Inevitably we all must die, but why must I do it in my bedroom with my clothes off as I am cradling your cock in my mouth? This is the time, this naked, playful moment, to live. To swing for the fences. To do everything you can to blow the roof off. 

We are all in this together. Let us all be more vigilant in what we will accept and provide to the people who are lucky enough to be there with us, who we are lucky enough to be there with. Let us all do our best, because within our best we find new levels of pleasure, new levels of freedom. We find new levels of ourselves. 


Didja like this? Share it! Tweet it! Send it to a friend! NO ONE should have to endure lazy hand.  
3 Comments
Mike
6/3/2015 03:05:23 am

Maybe you are mis-interpreting what he was trying to do. My guess is he wasn't touching your necessarily to give you pleasure but to add to his own. When I'm getting a bj or hj, i need to touch and feel my partner to gain more pleasure becausea bj is usually not enough.

Reply
Sara Young link
6/7/2015 04:59:58 am

Hey Mike!
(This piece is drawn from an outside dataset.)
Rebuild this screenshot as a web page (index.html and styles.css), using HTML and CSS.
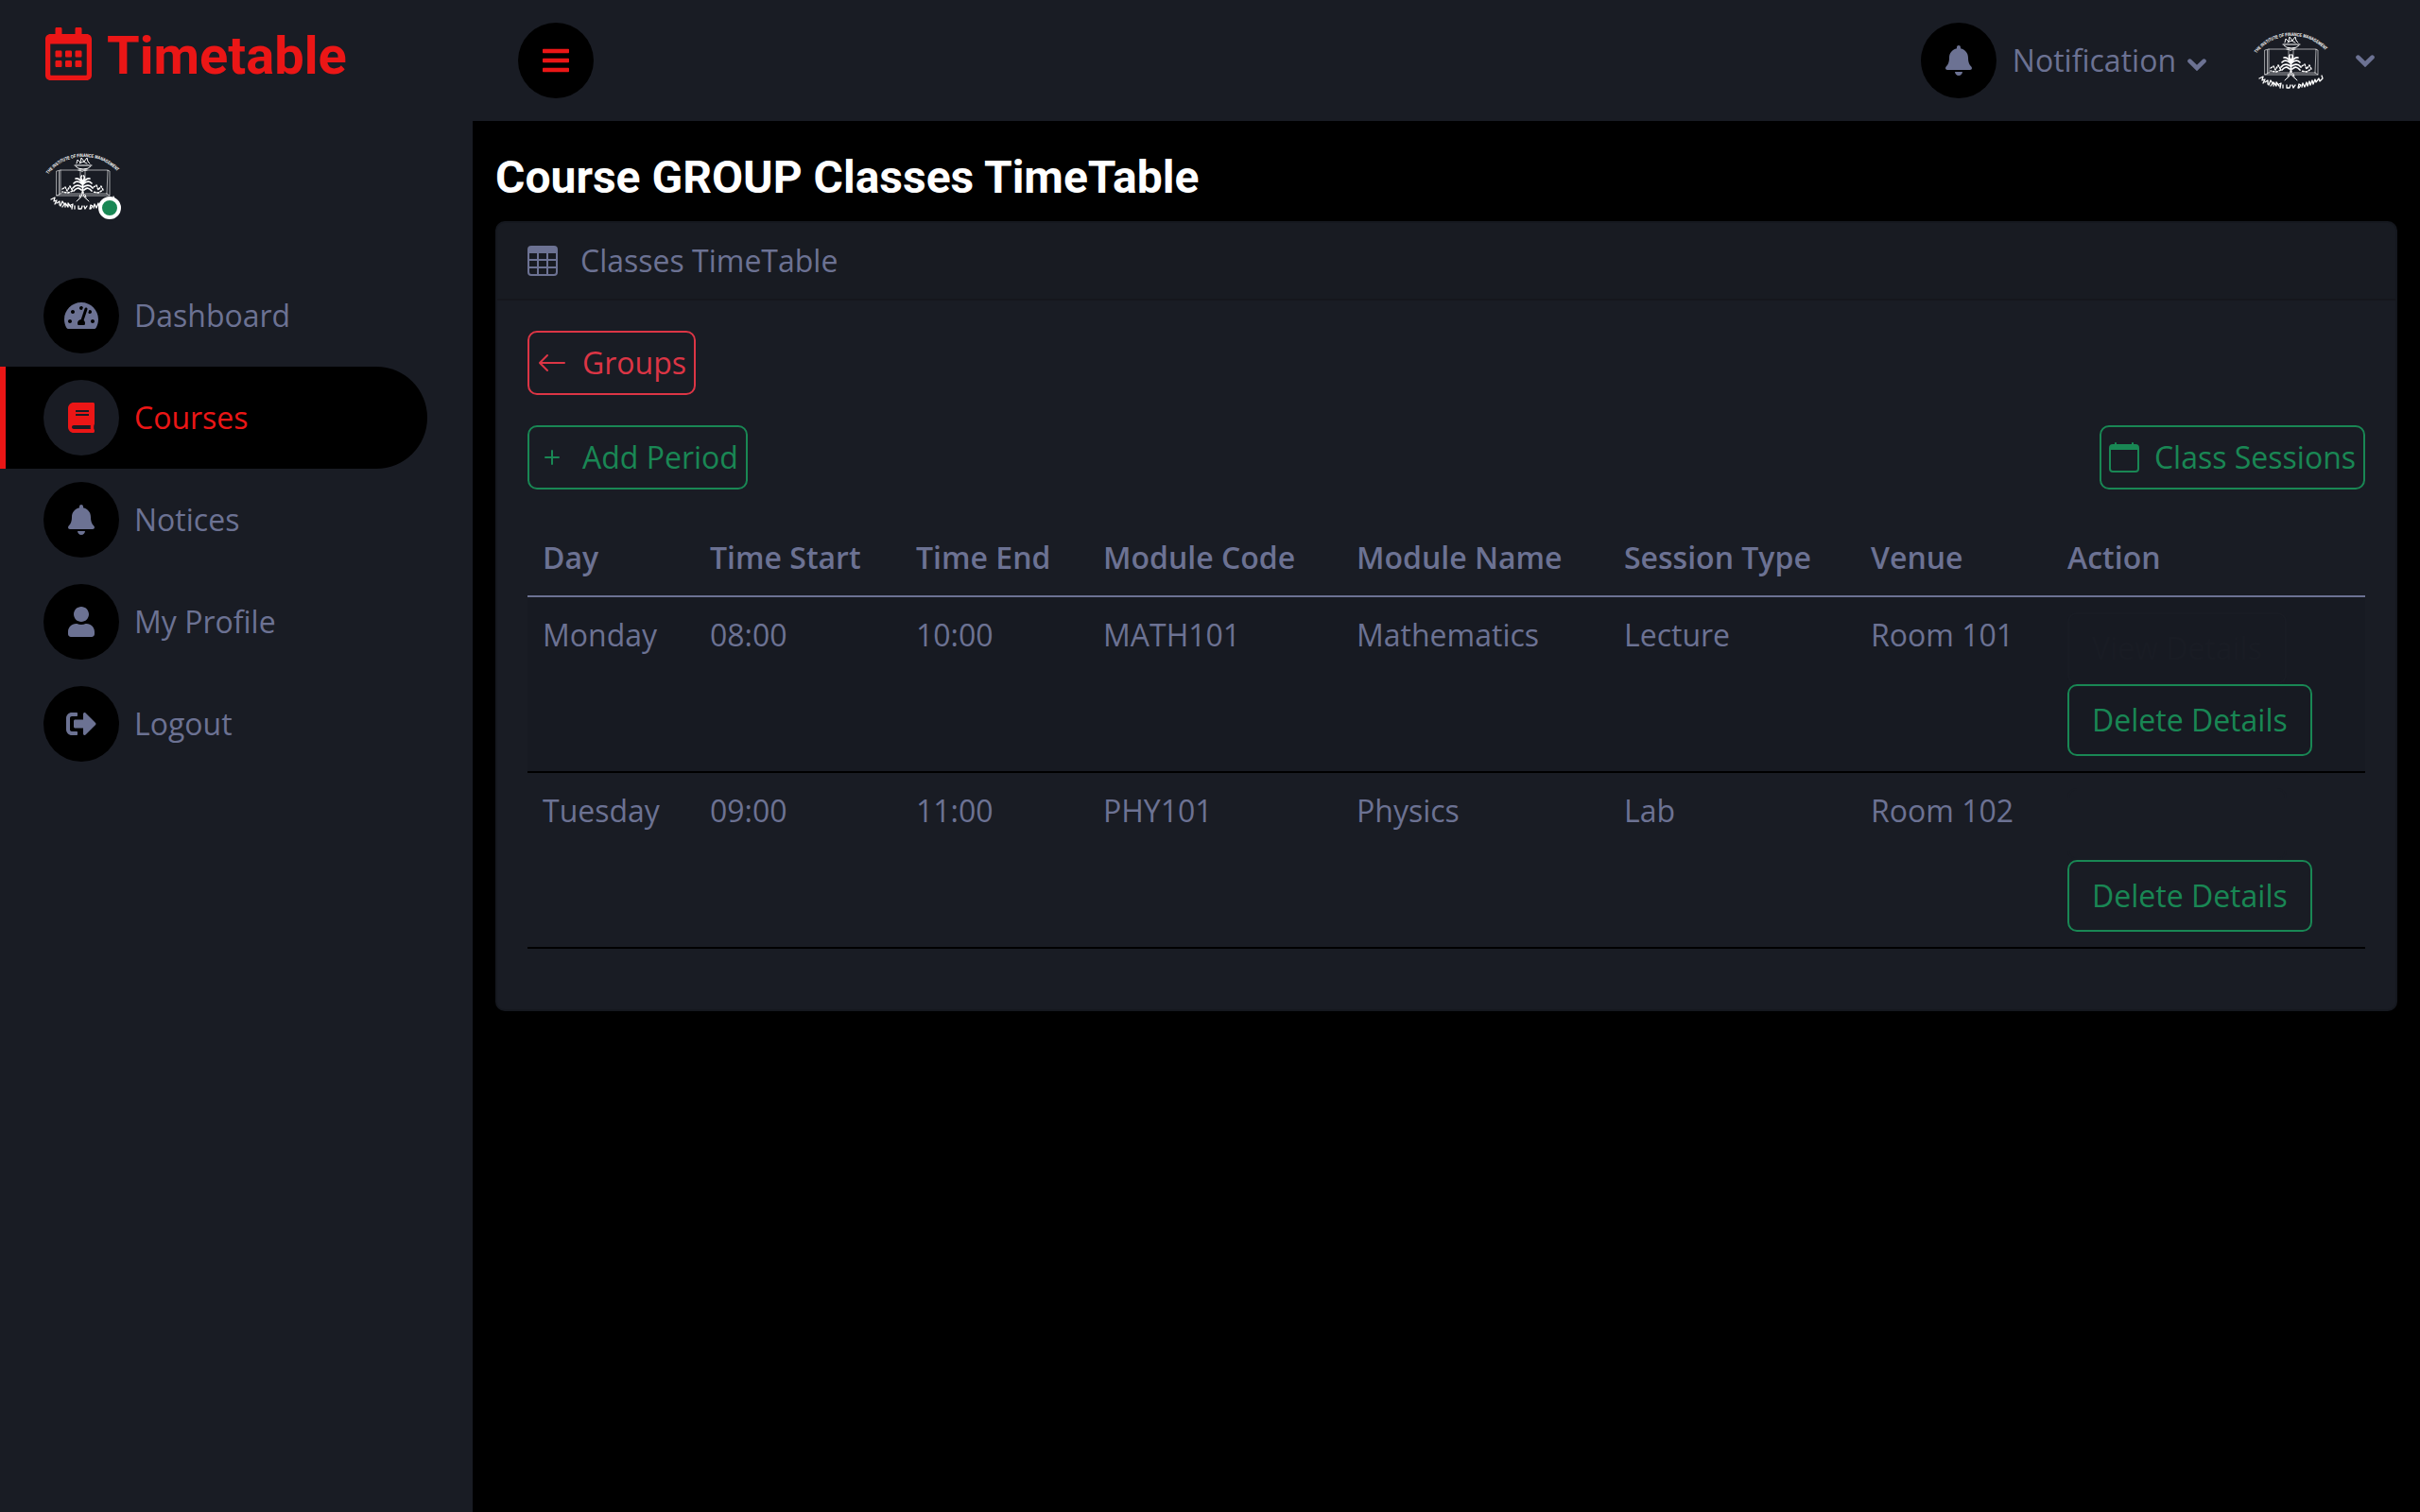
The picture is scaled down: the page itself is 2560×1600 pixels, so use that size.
FILE: index.html
```html
<!DOCTYPE html>
<html lang="en">
<head>
<meta charset="utf-8">
<title>Timetable</title>
<link rel="stylesheet" href="styles.css">
</head>
<body>
<svg class="defs" width="0" height="0" aria-hidden="true">
  <defs>
    <symbol id="bell" viewBox="0 0 448 512"><path d="M224 512c35.32 0 63.97-28.65 63.97-64H160.03c0 35.35 28.65 64 63.97 64zm215.39-149.71c-19.32-20.76-55.47-51.99-55.47-154.29 0-77.7-54.48-139.9-127.94-155.16V32c0-17.67-14.32-32-31.98-32s-31.98 14.33-31.98 32v20.84C118.56 68.1 64.08 130.3 64.08 208c0 102.3-36.15 133.53-55.47 154.29-6 6.45-8.66 14.16-8.61 21.71.11 16.4 12.98 32 32.1 32h383.8c19.12 0 32-15.6 32.1-32 .05-7.55-2.61-15.27-8.61-21.71z"/></symbol>
    <symbol id="chevron" viewBox="0 0 20 13"><path d="M2.500 2.700L10 10L17.500 2.700" fill="none" stroke="currentColor" stroke-width="4.600" stroke-linecap="round"/></symbol>
    <symbol id="crest" viewBox="0 0 80 80">
      <path id="crest-arc" d="M3 32.500Q18 14 40.500 14T79 32.500" fill="none"/>
      <text class="crest-text" textLength="83" lengthAdjust="spacingAndGlyphs"><textPath href="#crest-arc" textLength="83" lengthAdjust="spacingAndGlyphs">THE INSTITUTE OF FINANCE MANAGEMENT</textPath></text>
      <g fill="none" stroke="#fff" stroke-linecap="round" stroke-linejoin="round">
        <path stroke-width=".8" opacity=".75" d="M12 29l4-1h18q4 0 5 2q1-2 5-2h21l3 1v26H42l-2 1-2-1H12zM16 28v25M14.500 29v25M66 28l-1 25M16 53h22l2 1.500 2-1.500h23M12 55l4-2M68 55l-3-2M37 27v10M42 27v10"/>
        <path stroke-width="1" d="M31 23h18M32 24q2 3 8 3t8-3M33 21l1-4 3 3 1-5 3 4 3-4 1 4 2 2M36 21l4-2 4 2M35 28h9"/>
        <path stroke-width="1.700" d="M39.500 52V40M39 43q-5-5-9-1M39 41q-4-5-7-4M40 43q5-5 9-1M40 41q4-5 7-4M39 46q-6-4-10 1M40 46q6-4 10 1M38 49q-4-4-8 1M41 49q4-4 8 1M39.500 40q-3-4-1-6M39.500 40q3-4 1-6"/>
        <path stroke-width="1" d="M39 51q0 6-4 8l-2 2M40 51q0 6 4 8l2 2M37 54l-1 3M42 54l1 3"/>
        <path stroke-width="1.500" stroke-dasharray="1.600 1.800" d="M18 48l3-2 2 4 3-5 3 5-5 2-6-1M51 46l3-2 2 5 3-4 2 4-5 3-6-1"/>
        <path stroke-width="1.300" d="M6 59l4-2-1 4 3-1-2 4M12 63l3-2v4M16 66l2-5 2 3-2 3M21 67v-4l3 4v-4l3 4M27 65l2-1-1 5M31 66v3M35 66v3h3l1-3M41 66l1 3 2-3M47 69l1-4 2 1-2 3M51 68l1-4 2 4 2-5 1 4 2-5 1 4 2-5 1 4 2-5 1 3 3-4 1 3 3-3-1-3"/>
      </g>
    </symbol>
  </defs>
</svg>
<div class="layout">
  <aside class="sidebar">
    <h3 class="brand">
      <svg class="brand-icon" viewBox="0 0 448 512"><path d="M148 288h-40c-6.600 0-12-5.400-12-12v-40c0-6.600 5.400-12 12-12h40c6.600 0 12 5.400 12 12v40c0 6.600-5.400 12-12 12zm108-12v-40c0-6.600-5.400-12-12-12h-40c-6.600 0-12 5.400-12 12v40c0 6.600 5.400 12 12 12h40c6.600 0 12-5.400 12-12zm96 0v-40c0-6.600-5.400-12-12-12h-40c-6.600 0-12 5.400-12 12v40c0 6.600 5.400 12 12 12h40c6.600 0 12-5.400 12-12zm-96 96v-40c0-6.600-5.400-12-12-12h-40c-6.600 0-12 5.400-12 12v40c0 6.600 5.400 12 12 12h40c6.600 0 12-5.400 12-12zm-96 0v-40c0-6.600-5.400-12-12-12h-40c-6.600 0-12 5.400-12 12v40c0 6.600 5.400 12 12 12h40c6.600 0 12-5.400 12-12zm192 0v-40c0-6.600-5.400-12-12-12h-40c-6.600 0-12 5.400-12 12v40c0 6.600 5.400 12 12 12h40c6.600 0 12-5.400 12-12zm96-260v352c0 26.500-21.500 48-48 48H48c-26.500 0-48-21.500-48-48V112c0-26.500 21.500-48 48-48h48V12c0-6.600 5.400-12 12-12h40c6.600 0 12 5.400 12 12v52h128V12c0-6.600 5.400-12 12-12h40c6.600 0 12 5.400 12 12v52h48c26.500 0 48 21.500 48 48zm-48 346V160H48v298c0 3.300 2.700 6 6 6h340c3.300 0 6-2.700 6-6z"/></svg>
      <span>Timetable</span>
    </h3>
    <div class="user">
      <svg class="avatar"><use href="#crest"/></svg>
      <span class="status"></span>
    </div>
    <nav class="menu">
      <a class="menu-item"><span class="disc"><svg class="w36" viewBox="0 0 576 512"><path d="M288 32C128.940 32 0 160.940 0 320c0 52.800 14.250 102.260 39.060 144.800 5.610 9.620 16.300 15.200 27.440 15.200h443c11.140 0 21.830-5.580 27.440-15.200C561.750 422.260 576 372.800 576 320c0-159.060-128.940-288-288-288zm0 64c14.710 0 26.580 10.130 30.320 23.650-1.110 2.260-2.640 4.230-3.450 6.670l-9.220 27.670c-5.130 3.490-10.970 6.010-17.640 6.010-17.670 0-32-14.330-32-32S270.330 96 288 96zM96 384c-17.670 0-32-14.330-32-32s14.330-32 32-32 32 14.330 32 32-14.330 32-32 32zm48-160c-17.670 0-32-14.330-32-32s14.330-32 32-32 32 14.330 32 32-14.330 32-32 32zm246.770-72.410l-61.330 184C343.130 347.330 352 364.540 352 384c0 11.720-3.380 22.550-8.880 32H232.880c-5.500-9.450-8.880-20.280-8.880-32 0-33.940 26.500-61.430 59.900-63.590l61.340-184.010c4.170-12.560 17.730-19.450 30.360-15.170 12.570 4.190 19.350 17.790 15.170 30.360zm14.660 57.200l15.520-46.550c3.470-1.290 7.130-2.230 11.050-2.230 17.670 0 32 14.330 32 32s-14.330 32-32 32c-11.380-.01-20.890-6.280-26.570-15.220zM480 384c-17.670 0-32-14.330-32-32s14.330-32 32-32 32 14.330 32 32-14.330 32-32 32z"/></svg></span>Dashboard</a>
      <a class="menu-item active"><span class="disc"><svg class="w28" viewBox="0 0 448 512"><path d="M448 360V24c0-13.300-10.700-24-24-24H96C43 0 0 43 0 96v320c0 53 43 96 96 96h328c13.300 0 24-10.700 24-24v-16c0-7.500-3.500-14.300-8.900-18.700-4.200-15.400-4.200-59.300 0-74.700 5.400-4.300 8.900-11.100 8.900-18.600zM128 134c0-3.300 2.700-6 6-6h212c3.300 0 6 2.700 6 6v20c0 3.300-2.700 6-6 6H134c-3.300 0-6-2.700-6-6v-20zm0 64c0-3.300 2.700-6 6-6h212c3.300 0 6 2.700 6 6v20c0 3.300-2.700 6-6 6H134c-3.300 0-6-2.700-6-6v-20zm253.400 250H96c-17.700 0-32-14.300-32-32 0-17.600 14.400-32 32-32h285.400c-1.900 17.100-1.900 46.900 0 64z"/></svg></span>Courses</a>
      <a class="menu-item"><span class="disc"><svg class="w28"><use href="#bell"/></svg></span>Notices</a>
      <a class="menu-item"><span class="disc"><svg class="w28" viewBox="0 0 448 512"><path d="M224 256c70.700 0 128-57.300 128-128S294.700 0 224 0 96 57.300 96 128s57.300 128 128 128zm89.600 32h-16.700c-22.200 10.200-46.900 16-72.900 16s-50.600-5.800-72.900-16h-16.700C60.200 288 0 348.200 0 422.400V464c0 26.500 21.500 48 48 48h352c26.500 0 48-21.500 48-48v-41.600c0-74.200-60.200-134.400-134.400-134.400z"/></svg></span>My Profile</a>
      <a class="menu-item"><span class="disc"><svg class="w32" viewBox="0 0 512 512"><path d="M497 273L329 441c-15 15-41 4.500-41-17v-96H152c-13.300 0-24-10.700-24-24v-96c0-13.300 10.700-24 24-24h136V88c0-21.400 25.900-32 41-17l168 168c9.300 9.400 9.300 24.600 0 34zM192 436v-40c0-6.600-5.400-12-12-12H96c-17.700 0-32-14.300-32-32V160c0-17.700 14.300-32 32-32h84c6.600 0 12-5.400 12-12V76c0-6.600-5.400-12-12-12H96c-53 0-96 43-96 96v192c0 53 43 96 96 96h84c6.600 0 12-5.400 12-12z"/></svg></span>Logout</a>
    </nav>
  </aside>
  <div class="content">
    <header class="topbar">
      <span class="disc toggler"><svg class="w28" viewBox="0 0 448 512"><path d="M16 132h416c8.837 0 16-7.163 16-16V76c0-8.837-7.163-16-16-16H16C7.163 60 0 67.163 0 76v40c0 8.837 7.163 16 16 16zm0 160h416c8.837 0 16-7.163 16-16v-40c0-8.837-7.163-16-16-16H16c-8.837 0-16 7.163-16 16v40c0 8.837 7.163 16 16 16zm0 160h416c8.837 0 16-7.163 16-16v-40c0-8.837-7.163-16-16-16H16c-8.837 0-16 7.163-16 16v40c0 8.837 7.163 16 16 16z"/></svg></span>
      <div class="top-links">
        <a class="top-link"><span class="disc"><svg class="w28"><use href="#bell"/></svg></span><span class="top-label">Notification</span><svg class="caret caret-low"><use href="#chevron"/></svg></a>
        <a class="top-link"><svg class="avatar"><use href="#crest"/></svg><svg class="caret caret-user"><use href="#chevron"/></svg></a>
      </div>
    </header>
    <main class="main">
      <h4 class="title">Course GROUP Classes TimeTable</h4>
      <section class="card">
        <div class="card-header">
          <svg class="bi" viewBox="0 0 16 16"><path d="M0 2a2 2 0 0 1 2-2h12a2 2 0 0 1 2 2v12a2 2 0 0 1-2 2H2a2 2 0 0 1-2-2V2zm15 2h-4v3h4V4zm0 4h-4v3h4V8zm0 4h-4v3h3a1 1 0 0 0 1-1v-2zm-5 3v-3H6v3h4zm-5 0v-3H1v2a1 1 0 0 0 1 1h3zm-4-4h4V8H1v3zm0-4h4V4H1v3zm5-3v3h4V4H6zm4 4H6v3h4V8z"/></svg>
          <span>Classes TimeTable</span>
        </div>
        <div class="card-body">
          <div class="actions">
            <a class="btn btn-sm danger"><svg class="bi" viewBox="0 0 16 16"><path fill-rule="evenodd" d="M15 8a.5.500 0 0 0-.5-.5H2.707l3.147-3.146a.5.500 0 1 0-.708-.708l-4 4a.5.500 0 0 0 0 .708l4 4a.5.500 0 0 0 .708-.708L2.707 8.500H14.500A.5.500 0 0 0 15 8z"/></svg>Groups</a>
          </div>
          <div class="actions">
            <a class="btn btn-sm success"><svg class="bi" viewBox="0 0 16 16"><path d="M8 4a.5.500 0 0 1 .5.500v3h3a.5.500 0 0 1 0 1h-3v3a.5.500 0 0 1-1 0v-3h-3a.5.500 0 0 1 0-1h3v-3A.5.500 0 0 1 8 4z"/></svg>Add Period</a>
            <a class="btn btn-sm success"><svg class="bi" viewBox="0 0 16 16"><path d="M3.500 0a.5.500 0 0 1 .5.500V1h8V.5a.5.500 0 0 1 1 0V1h1a2 2 0 0 1 2 2v11a2 2 0 0 1-2 2H2a2 2 0 0 1-2-2V3a2 2 0 0 1 2-2h1V.5a.5.500 0 0 1 .5-.5zM1 4v10a1 1 0 0 0 1 1h12a1 1 0 0 0 1-1V4H1z"/></svg>Class Sessions</a>
          </div>
          <table class="table">
            <thead>
              <tr><th class="c-day">Day</th><th class="c-start">Time Start</th><th class="c-end">Time End</th><th class="c-code">Module Code</th><th class="c-name">Module Name</th><th class="c-type">Session Type</th><th class="c-venue">Venue</th><th>Action</th></tr>
            </thead>
            <tbody>
              <tr><td>Monday</td><td>08:00</td><td>10:00</td><td>MATH101</td><td>Mathematics</td><td>Lecture</td><td>Room 101</td><td><div class="row-actions"><a class="btn secondary">View Details</a><a class="btn success">Delete Details</a></div></td></tr>
              <tr><td>Tuesday</td><td>09:00</td><td>11:00</td><td>PHY101</td><td>Physics</td><td>Lab</td><td>Room 102</td><td><div class="row-actions"><a class="btn secondary">View Details</a><a class="btn success">Delete Details</a></div></td></tr>
            </tbody>
          </table>
        </div>
      </section>
    </main>
  </div>
</div>
</body>
</html>
```

FILE: styles.css
```css
:root {
  --primary: #eb1616;
  --secondary: #191c24;
  --light: #6c7293;
  --dark: #000;
  --success: #198754;
  --danger: #dc3545;
}

* { box-sizing: border-box; }

body {
  margin: 0;
  background: var(--dark);
  color: var(--light);
  font: 400 32px/48px "Open Sans", sans-serif;
}

svg { display: block; fill: currentColor; flex: none; }
.defs { position: absolute; }

.layout { display: flex; min-height: 1600px; }

/* Sidebar */
.sidebar { width: 500px; flex: none; background: var(--secondary); }

.brand {
  display: flex;
  align-items: center;
  gap: 16px;
  margin: 25px 0 0 48px;
  height: 68px;
  color: var(--primary);
  font: 700 56px/68px Roboto, sans-serif;
}
.brand-icon { width: 49px; height: 56px; margin-top: -4px; }

.user { position: relative; width: 80px; height: 80px; margin: 59px 0 48px 48px; }
.avatar { width: 80px; height: 80px; }
.crest-text { font: 700 5px "Liberation Sans", sans-serif; fill: #fff; }
.status {
  position: absolute;
  right: 0;
  bottom: 0;
  width: 24px;
  height: 24px;
  border: 4px solid #fff;
  border-radius: 50%;
  background: var(--success);
}

.menu { width: 452px; }
.menu-item {
  display: flex;
  align-items: center;
  gap: 16px;
  height: 108px;
  padding-left: 40px;
  border-left: 6px solid var(--secondary);
  border-radius: 0 54px 54px 0;
}
.menu-item.active { color: var(--primary); background: var(--dark); border-color: var(--primary); }

.disc {
  display: flex;
  align-items: center;
  justify-content: center;
  flex: none;
  width: 80px;
  height: 80px;
  border-radius: 50%;
  background: var(--dark);
}
.active .disc { background: var(--secondary); }
.w28 { width: 28px; height: 32px; }
.w32 { width: 32px; height: 32px; }
.w36 { width: 36px; height: 32px; }

/* Top bar */
.content { flex: 1; min-width: 0; }
.topbar {
  display: flex;
  align-items: center;
  justify-content: space-between;
  height: 128px;
  padding: 0 48px;
  background: var(--secondary);
}
.toggler { color: var(--primary); }
.top-links { display: flex; gap: 50px; }
.top-link { display: flex; align-items: center; }
.top-label { margin-left: 17px; }
.caret { width: 20px; height: 13px; }
.caret-low { margin: 8px 0 0 12px; }
.caret-user { margin-left: 28px; }

/* Main */
.main { padding: 31px 24px 0; }
.title { margin: 0 0 17px; color: #fff; font: 700 48px/58px Roboto, sans-serif; }

.card {
  border: 2px solid rgba(0, 0, 0, .125);
  border-radius: 10px;
  background: var(--secondary);
}
.card-header {
  display: flex;
  align-items: center;
  gap: 24px;
  padding: 16px 32px;
  border-bottom: 2px solid rgba(0, 0, 0, .125);
  background: rgba(0, 0, 0, .03);
}
.card-body { padding: 32px; }
.bi { width: 32px; height: 32px; }

.actions { display: flex; justify-content: space-between; margin-bottom: 32px; }
.btn {
  display: inline-flex;
  align-items: center;
  gap: 16px;
  padding: 12px 24px;
  border: 2px solid currentColor;
  border-radius: 10px;
  white-space: nowrap;
}
.btn-sm { padding: 8px; }
.danger { color: var(--danger); }
.success { color: var(--success); }
.secondary { color: var(--secondary); }

.table { width: 100%; margin-bottom: 32px; border-collapse: separate; border-spacing: 0; }
.table th, .table td {
  padding: 16px;
  text-align: left;
  vertical-align: top;
  white-space: nowrap;
}
.table th { font-weight: 600; border-bottom: 2px solid var(--light); }
.table td { border-bottom: 2px solid var(--dark); }
.table tbody tr:nth-child(odd) td { background: rgba(0, 0, 0, .05); }
.c-day { width: 177px; }
.c-start { width: 218px; }
.c-end { width: 198px; }
.c-code { width: 268px; }
.c-name { width: 283px; }
.c-type { width: 261px; }
.c-venue { width: 208px; }
.row-actions { display: flex; flex-direction: column; align-items: flex-start; }
```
Thanks so much for the comment. Please read your comment over and tell me why you would just use your partner that way. The point of the blog was to say that there is a way in which you can engage where you are not treating the other person like a masturbatory device. If it was the case that he was Lazy Handing me for his own pleasure, without a thought as to how it felt on my body, then I would have to say, he and you might want to re-examine your practices. He was not touching me in a way that was at all pleasurable, or even tolerable...all so he can get off? surely, even you must admit, there is an alternative.

Reply
Jack
6/8/2015 04:53:00 am

Hey! I have an idea of what the term means, but could you describe the Lazy Hand a little more?